BEGIN Records for the task

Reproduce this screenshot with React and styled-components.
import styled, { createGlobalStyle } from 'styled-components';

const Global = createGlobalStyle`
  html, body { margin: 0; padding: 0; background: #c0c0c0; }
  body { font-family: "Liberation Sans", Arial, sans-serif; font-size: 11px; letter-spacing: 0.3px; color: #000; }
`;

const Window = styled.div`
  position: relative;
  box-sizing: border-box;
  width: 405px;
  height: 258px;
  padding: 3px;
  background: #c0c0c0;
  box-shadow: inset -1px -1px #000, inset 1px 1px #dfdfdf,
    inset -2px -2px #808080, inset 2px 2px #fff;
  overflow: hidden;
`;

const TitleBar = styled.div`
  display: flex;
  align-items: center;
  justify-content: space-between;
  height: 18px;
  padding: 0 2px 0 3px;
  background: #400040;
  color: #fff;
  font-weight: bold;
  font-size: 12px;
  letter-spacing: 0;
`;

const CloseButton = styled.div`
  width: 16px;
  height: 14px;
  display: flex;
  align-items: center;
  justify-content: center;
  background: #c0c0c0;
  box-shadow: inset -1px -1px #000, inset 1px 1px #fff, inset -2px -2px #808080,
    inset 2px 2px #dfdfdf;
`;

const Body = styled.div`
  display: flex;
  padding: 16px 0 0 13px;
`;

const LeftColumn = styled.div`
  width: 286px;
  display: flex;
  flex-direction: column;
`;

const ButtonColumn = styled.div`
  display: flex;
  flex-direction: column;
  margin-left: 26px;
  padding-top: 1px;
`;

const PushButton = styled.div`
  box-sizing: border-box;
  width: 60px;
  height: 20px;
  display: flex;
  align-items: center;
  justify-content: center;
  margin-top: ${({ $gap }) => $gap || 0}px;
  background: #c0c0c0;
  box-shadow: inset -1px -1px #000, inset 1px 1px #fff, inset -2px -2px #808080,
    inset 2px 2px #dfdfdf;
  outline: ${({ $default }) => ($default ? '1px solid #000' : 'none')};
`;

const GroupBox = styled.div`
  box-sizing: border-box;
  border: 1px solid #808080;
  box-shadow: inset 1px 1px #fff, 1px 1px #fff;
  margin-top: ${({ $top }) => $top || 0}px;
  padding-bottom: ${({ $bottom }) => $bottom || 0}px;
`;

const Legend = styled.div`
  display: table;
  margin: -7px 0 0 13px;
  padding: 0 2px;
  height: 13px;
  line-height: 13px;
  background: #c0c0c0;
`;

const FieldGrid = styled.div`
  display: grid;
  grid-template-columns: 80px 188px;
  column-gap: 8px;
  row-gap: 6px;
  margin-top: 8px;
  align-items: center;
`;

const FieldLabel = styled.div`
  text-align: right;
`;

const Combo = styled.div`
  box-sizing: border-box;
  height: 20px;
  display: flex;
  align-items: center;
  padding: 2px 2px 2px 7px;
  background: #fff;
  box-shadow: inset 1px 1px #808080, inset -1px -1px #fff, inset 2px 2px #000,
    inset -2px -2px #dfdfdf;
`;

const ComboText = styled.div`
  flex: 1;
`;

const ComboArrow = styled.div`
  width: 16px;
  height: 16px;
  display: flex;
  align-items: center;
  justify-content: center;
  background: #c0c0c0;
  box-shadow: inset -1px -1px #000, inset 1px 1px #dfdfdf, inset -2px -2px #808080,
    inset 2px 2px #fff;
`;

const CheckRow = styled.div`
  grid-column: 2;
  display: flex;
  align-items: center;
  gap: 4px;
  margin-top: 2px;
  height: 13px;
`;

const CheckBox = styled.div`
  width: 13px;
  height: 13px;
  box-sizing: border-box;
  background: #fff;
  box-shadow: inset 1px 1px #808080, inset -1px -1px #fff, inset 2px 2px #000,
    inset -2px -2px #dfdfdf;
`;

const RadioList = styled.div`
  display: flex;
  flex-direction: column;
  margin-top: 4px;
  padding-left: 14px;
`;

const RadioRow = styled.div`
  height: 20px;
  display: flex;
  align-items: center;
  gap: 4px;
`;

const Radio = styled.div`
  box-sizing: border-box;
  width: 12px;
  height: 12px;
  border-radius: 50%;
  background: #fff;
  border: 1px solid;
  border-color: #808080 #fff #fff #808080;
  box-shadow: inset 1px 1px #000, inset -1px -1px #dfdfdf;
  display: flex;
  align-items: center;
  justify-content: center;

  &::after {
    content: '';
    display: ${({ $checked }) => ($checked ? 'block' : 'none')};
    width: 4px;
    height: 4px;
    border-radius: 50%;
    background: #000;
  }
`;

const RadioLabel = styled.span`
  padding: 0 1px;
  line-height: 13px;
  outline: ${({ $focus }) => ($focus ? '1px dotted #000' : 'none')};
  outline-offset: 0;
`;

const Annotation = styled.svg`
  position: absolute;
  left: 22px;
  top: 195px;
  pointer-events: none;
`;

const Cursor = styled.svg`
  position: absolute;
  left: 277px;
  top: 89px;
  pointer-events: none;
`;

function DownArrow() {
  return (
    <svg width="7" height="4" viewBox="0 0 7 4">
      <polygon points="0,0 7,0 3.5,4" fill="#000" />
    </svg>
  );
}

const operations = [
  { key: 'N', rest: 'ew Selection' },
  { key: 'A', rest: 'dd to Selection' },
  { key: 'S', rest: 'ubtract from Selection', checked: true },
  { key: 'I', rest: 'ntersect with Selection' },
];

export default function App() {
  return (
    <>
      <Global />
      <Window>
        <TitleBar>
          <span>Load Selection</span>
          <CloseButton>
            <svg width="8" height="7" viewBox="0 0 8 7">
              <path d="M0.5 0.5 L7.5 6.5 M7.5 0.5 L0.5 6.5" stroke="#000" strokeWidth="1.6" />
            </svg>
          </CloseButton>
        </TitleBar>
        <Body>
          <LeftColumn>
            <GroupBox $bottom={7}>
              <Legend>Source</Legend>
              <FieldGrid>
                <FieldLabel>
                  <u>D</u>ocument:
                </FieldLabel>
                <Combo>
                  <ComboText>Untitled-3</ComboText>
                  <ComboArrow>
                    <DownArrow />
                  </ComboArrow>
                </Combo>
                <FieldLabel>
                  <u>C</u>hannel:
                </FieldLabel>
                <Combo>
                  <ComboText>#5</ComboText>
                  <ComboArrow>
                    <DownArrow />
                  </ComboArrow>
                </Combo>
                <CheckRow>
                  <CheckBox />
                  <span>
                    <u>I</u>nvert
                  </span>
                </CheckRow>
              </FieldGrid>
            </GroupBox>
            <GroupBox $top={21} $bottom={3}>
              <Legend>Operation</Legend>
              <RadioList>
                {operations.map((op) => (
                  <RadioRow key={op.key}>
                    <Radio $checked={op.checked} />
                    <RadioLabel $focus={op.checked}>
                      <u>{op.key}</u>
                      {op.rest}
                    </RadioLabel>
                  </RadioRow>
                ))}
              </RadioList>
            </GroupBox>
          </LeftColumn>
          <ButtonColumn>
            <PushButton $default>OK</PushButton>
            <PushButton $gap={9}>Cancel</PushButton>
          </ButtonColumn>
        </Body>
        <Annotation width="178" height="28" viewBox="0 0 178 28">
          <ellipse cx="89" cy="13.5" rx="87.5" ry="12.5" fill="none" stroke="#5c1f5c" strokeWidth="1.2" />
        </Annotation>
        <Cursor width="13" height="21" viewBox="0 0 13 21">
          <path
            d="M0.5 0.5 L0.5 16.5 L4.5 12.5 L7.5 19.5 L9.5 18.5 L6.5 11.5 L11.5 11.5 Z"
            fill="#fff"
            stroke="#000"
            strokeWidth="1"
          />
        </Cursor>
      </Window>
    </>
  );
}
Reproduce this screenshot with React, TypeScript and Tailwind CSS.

END Records for the task

Copy out all of the data exactly, leaving nothing out.

- **Correct output**
Reproduce this screenshot with React and styled-components.
import styled, { createGlobalStyle } from 'styled-components';

const Global = createGlobalStyle`
  html, body { margin: 0; padding: 0; background: #c0c0c0; }
  body { font-family: "Liberation Sans", Arial, sans-serif; font-size: 11px; letter-spacing: 0.3px; color: #000; }
`;

const Window = styled.div`
  position: relative;
  box-sizing: border-box;
  width: 405px;
  height: 258px;
  padding: 3px;
  background: #c0c0c0;
  box-shadow: inset -1px -1px #000, inset 1px 1px #dfdfdf,
    inset -2px -2px #808080, inset 2px 2px #fff;
  overflow: hidden;
`;

const TitleBar = styled.div`
  display: flex;
  align-items: center;
  justify-content: space-between;
  height: 18px;
  padding: 0 2px 0 3px;
  background: #400040;
  color: #fff;
  font-weight: bold;
  font-size: 12px;
  letter-spacing: 0;
`;

const CloseButton = styled.div`
  width: 16px;
  height: 14px;
  display: flex;
  align-items: center;
  justify-content: center;
  background: #c0c0c0;
  box-shadow: inset -1px -1px #000, inset 1px 1px #fff, inset -2px -2px #808080,
    inset 2px 2px #dfdfdf;
`;

const Body = styled.div`
  display: flex;
  padding: 16px 0 0 13px;
`;

const LeftColumn = styled.div`
  width: 286px;
  display: flex;
  flex-direction: column;
`;

const ButtonColumn = styled.div`
  display: flex;
  flex-direction: column;
  margin-left: 26px;
  padding-top: 1px;
`;

const PushButton = styled.div`
  box-sizing: border-box;
  width: 60px;
  height: 20px;
  display: flex;
  align-items: center;
  justify-content: center;
  margin-top: ${({ $gap }) => $gap || 0}px;
  background: #c0c0c0;
  box-shadow: inset -1px -1px #000, inset 1px 1px #fff, inset -2px -2px #808080,
    inset 2px 2px #dfdfdf;
  outline: ${({ $default }) => ($default ? '1px solid #000' : 'none')};
`;

const GroupBox = styled.div`
  box-sizing: border-box;
  border: 1px solid #808080;
  box-shadow: inset 1px 1px #fff, 1px 1px #fff;
  margin-top: ${({ $top }) => $top || 0}px;
  padding-bottom: ${({ $bottom }) => $bottom || 0}px;
`;

const Legend = styled.div`
  display: table;
  margin: -7px 0 0 13px;
  padding: 0 2px;
  height: 13px;
  line-height: 13px;
  background: #c0c0c0;
`;

const FieldGrid = styled.div`
  display: grid;
  grid-template-columns: 80px 188px;
  column-gap: 8px;
  row-gap: 6px;
  margin-top: 8px;
  align-items: center;
`;

const FieldLabel = styled.div`
  text-align: right;
`;

const Combo = styled.div`
  box-sizing: border-box;
  height: 20px;
  display: flex;
  align-items: center;
  padding: 2px 2px 2px 7px;
  background: #fff;
  box-shadow: inset 1px 1px #808080, inset -1px -1px #fff, inset 2px 2px #000,
    inset -2px -2px #dfdfdf;
`;

const ComboText = styled.div`
  flex: 1;
`;

const ComboArrow = styled.div`
  width: 16px;
  height: 16px;
  display: flex;
  align-items: center;
  justify-content: center;
  background: #c0c0c0;
  box-shadow: inset -1px -1px #000, inset 1px 1px #dfdfdf, inset -2px -2px #808080,
    inset 2px 2px #fff;
`;

const CheckRow = styled.div`
  grid-column: 2;
  display: flex;
  align-items: center;
  gap: 4px;
  margin-top: 2px;
  height: 13px;
`;

const CheckBox = styled.div`
  width: 13px;
  height: 13px;
  box-sizing: border-box;
  background: #fff;
  box-shadow: inset 1px 1px #808080, inset -1px -1px #fff, inset 2px 2px #000,
    inset -2px -2px #dfdfdf;
`;

const RadioList = styled.div`
  display: flex;
  flex-direction: column;
  margin-top: 4px;
  padding-left: 14px;
`;

const RadioRow = styled.div`
  height: 20px;
  display: flex;
  align-items: center;
  gap: 4px;
`;

const Radio = styled.div`
  box-sizing: border-box;
  width: 12px;
  height: 12px;
  border-radius: 50%;
  background: #fff;
  border: 1px solid;
  border-color: #808080 #fff #fff #808080;
  box-shadow: inset 1px 1px #000, inset -1px -1px #dfdfdf;
  display: flex;
  align-items: center;
  justify-content: center;

  &::after {
    content: '';
    display: ${({ $checked }) => ($checked ? 'block' : 'none')};
    width: 4px;
    height: 4px;
    border-radius: 50%;
    background: #000;
  }
`;

const RadioLabel = styled.span`
  padding: 0 1px;
  line-height: 13px;
  outline: ${({ $focus }) => ($focus ? '1px dotted #000' : 'none')};
  outline-offset: 0;
`;

const Annotation = styled.svg`
  position: absolute;
  left: 22px;
  top: 195px;
  pointer-events: none;
`;

const Cursor = styled.svg`
  position: absolute;
  left: 277px;
  top: 89px;
  pointer-events: none;
`;

function DownArrow() {
  return (
    <svg width="7" height="4" viewBox="0 0 7 4">
      <polygon points="0,0 7,0 3.5,4" fill="#000" />
    </svg>
  );
}

const operations = [
  { key: 'N', rest: 'ew Selection' },
  { key: 'A', rest: 'dd to Selection' },
  { key: 'S', rest: 'ubtract from Selection', checked: true },
  { key: 'I', rest: 'ntersect with Selection' },
];

export default function App() {
  return (
    <>
      <Global />
      <Window>
        <TitleBar>
          <span>Load Selection</span>
          <CloseButton>
            <svg width="8" height="7" viewBox="0 0 8 7">
              <path d="M0.5 0.5 L7.5 6.5 M7.5 0.5 L0.5 6.5" stroke="#000" strokeWidth="1.6" />
            </svg>
          </CloseButton>
        </TitleBar>
        <Body>
          <LeftColumn>
            <GroupBox $bottom={7}>
              <Legend>Source</Legend>
              <FieldGrid>
                <FieldLabel>
                  <u>D</u>ocument:
                </FieldLabel>
                <Combo>
                  <ComboText>Untitled-3</ComboText>
                  <ComboArrow>
                    <DownArrow />
                  </ComboArrow>
                </Combo>
                <FieldLabel>
                  <u>C</u>hannel:
                </FieldLabel>
                <Combo>
                  <ComboText>#5</ComboText>
                  <ComboArrow>
                    <DownArrow />
                  </ComboArrow>
                </Combo>
                <CheckRow>
                  <CheckBox />
                  <span>
                    <u>I</u>nvert
                  </span>
                </CheckRow>
              </FieldGrid>
            </GroupBox>
            <GroupBox $top={21} $bottom={3}>
              <Legend>Operation</Legend>
              <RadioList>
                {operations.map((op) => (
                  <RadioRow key={op.key}>
                    <Radio $checked={op.checked} />
                    <RadioLabel $focus={op.checked}>
                      <u>{op.key}</u>
                      {op.rest}
                    </RadioLabel>
                  </RadioRow>
                ))}
              </RadioList>
            </GroupBox>
          </LeftColumn>
          <ButtonColumn>
            <PushButton $default>OK</PushButton>
            <PushButton $gap={9}>Cancel</PushButton>
          </ButtonColumn>
        </Body>
        <Annotation width="178" height="28" viewBox="0 0 178 28">
          <ellipse cx="89" cy="13.5" rx="87.5" ry="12.5" fill="none" stroke="#5c1f5c" strokeWidth="1.2" />
        </Annotation>
        <Cursor width="13" height="21" viewBox="0 0 13 21">
          <path
            d="M0.5 0.5 L0.5 16.5 L4.5 12.5 L7.5 19.5 L9.5 18.5 L6.5 11.5 L11.5 11.5 Z"
            fill="#fff"
            stroke="#000"
            strokeWidth="1"
          />
        </Cursor>
      </Window>
    </>
  );
}
Reproduce this screenshot with React, TypeScript and Tailwind CSS.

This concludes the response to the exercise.